O ato extremo contra as mulheres é precedido de uma série de outras expressões de violência, como ofensa verbal (18,6% ou 13 milhões), agressões físicas (6,3% ou 4,3 milhões), ofensa ou tentativa forçada de relação sexual (5,4% ou 3,7 milhões), ameaça com faca ou arma de fogo (3,1% ou 2,1 milhões), espancamento ou tentativa de estrangulamento (2,4% ou 1,6 milhão), revela o estudo do Fórum Brasileiro de Segurança Pública, com base em dados coletados nos estados. Os números, apesar de chocantes, não correspondem à realidade. O estudo mostra que 45% das vítimas não recorreram a nenhum serviço oferecido pelo poder público, o que indica alto percentual de subnotificação em todo o país.
A falta de autonomia, seja por perda do emprego, seja pela impossibilidade de trabalhar e ter renda, é o fator que mais pesa na suposta inércia de pouco mais de 25% das vítimas; 22% buscaram socorro na família; 12% denunciaram as agressões à Delegacia da Mulher; 5,6% não acreditam nas instituições; e apenas 2% pediram ajuda por meio do Disque 180 (Central de Atendimento à Mulher).
Em todos os casos, o patriarcalismo e o machismo são os gatilhos para as tragédias que marcam o universo feminino.

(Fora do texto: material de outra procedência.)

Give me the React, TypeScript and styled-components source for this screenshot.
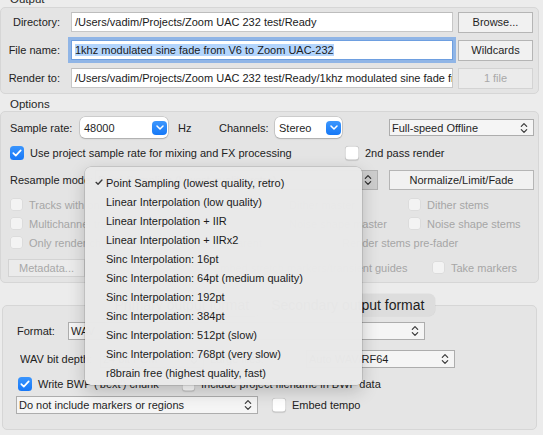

Esse comportamento é reforçado, historicamente, pela depreciação do papel da mulher na sociedade – uma deformidade relacionada à falta de uma educação que valorize a equidade de gênero. “É uma cultura que dá alta legitimidade aos homens para domesticar as mulheres e moldá-las de acordo com seus padrões e referências, e, se necessário, matá-las”, afirma Télia Negrão, jornalista, mestre em ciência política e integrante da Rede de Saúde das Mulheres Latino-americanas e do Caribe/RSMLAC.
É indispensável o agravamento da punição aos agressores a partir da revisão da Lei Maria da Penha, mas insuficiente para conter a violência contra as mulheres. Ao poder público, inclusive às forças de segurança e ao Judiciário, cabe promover campanhas mais enfáticas sobre os direitos das mulheres e apontar para os homens danos causados pelo machismo. A mudança passa necessariamente pela educação, para desconstruir a ideia de que os homens são seres superiores e, portanto, responsáveis por ditar o destino das mulheres, coisificadas pelo universo másculo. Tanto nos ambientes doméstico e escolar quanto no espaço profissional, no qual a mulher é comumente desvalorizada, o respeito entre os gêneros deve preponderar. Onde faltam educação e respeito, a incivilidade e a barbárie são dominantes.